Chapter 8: In Existence There Is No Question
You find yourself everywhere. You will find yourself in a rock, if you look deep, deep enough. Then the looker, the observer, becomes the observed, the seer becomes the seen, the knower becomes the known. If you look deep enough into a rock, into a tree, or into a man or into a woman, if you go on looking deeply, that look is a circle. It starts from you, passes through the other and comes back to you. Everything is so transparent. Nothing hinders. The ray goes, becomes a circle, and falls back on you.

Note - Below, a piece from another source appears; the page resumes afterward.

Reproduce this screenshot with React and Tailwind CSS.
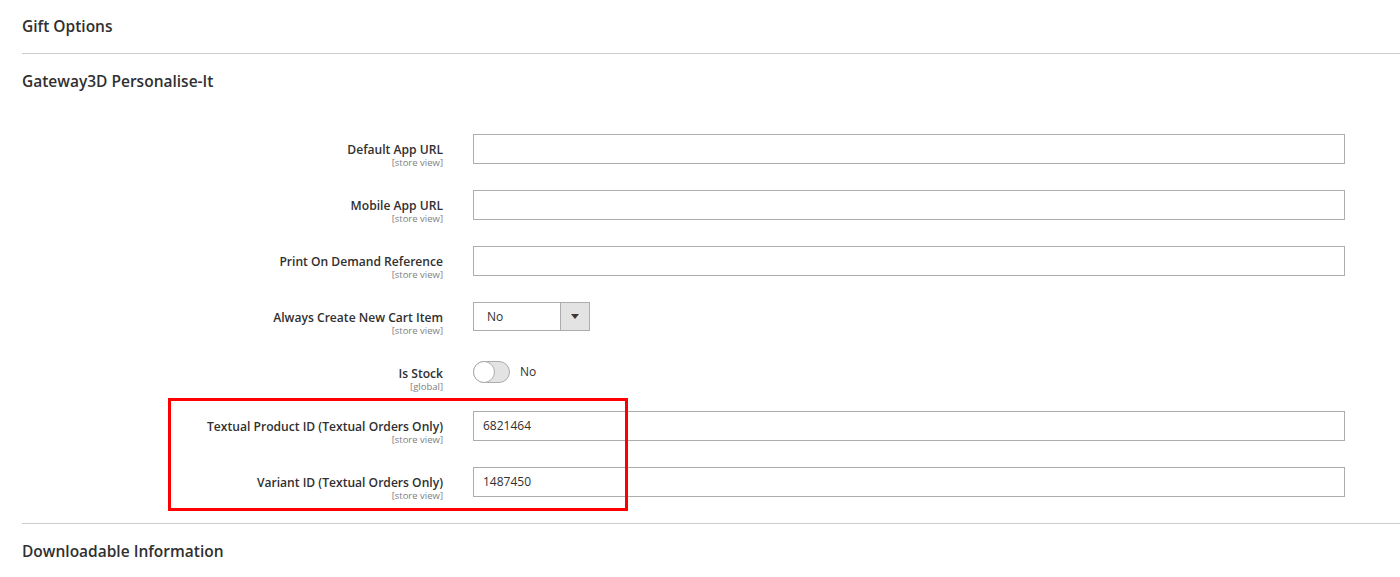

Hence one of the greatest secret sentences of the Upanishads: Tat tvam asi, Svetketu - Thou art that or That art thou. The circle is complete. Now the devotee is one with God, now the seeker is one with the sought, now the inquirer himself becomes the answer.
In existence there is no question. I have lived in it long enough now, and I haven’t come across a single question, not even a fragment of a question. One simply lives it.
Then life has a beauty of its own. No doubt arises in the mind, no suspicion surrounds you, no question exists within your being - you are undivided, whole.
The second question:
Osho, Lao Tzu and you keep on saying, “Just be ordinary.” However you seem to be so extraordinary - your appearance, your lifestyle. Is there a lot of difference between a master and an ordinary enlightened person?
There is none - and whatsoever seems to you to be extraordinary, is because you don’t understand what ordinariness is.
Because you have never lived ordinariness, ordinariness itself has become extraordinary to you. What do you see that is extraordinary in me? I live one of the most ordinary lives. When hungry I eat, when sleepy I sleep. I don’t practice anything. I don’t even do anything. Whatsoever happens, happens - I move with it, float with the river. But to you it can look extraordinary, because you don’t know the taste of ordinariness. Once you know the taste, then you will understand.
Everybody is after being extraordinary. That is the search of the ego: to be someone who is special, to be someone who is unique, incomparable. And this is the paradox: the more you try to be exceptional, the more ordinary you look, because everybody is after extraordinariness. It is such an ordinary desire. If you become ordinary, the very search to be ordinary is extraordinary, because rarely does somebody want to be just nobody, rarely does somebody want to be just a hollow, empty space. This is really extraordinary in a way, because nobody wants it. And when you become ordinary you become extraordinary, and, of course, suddenly you discover that without searching you have become unique.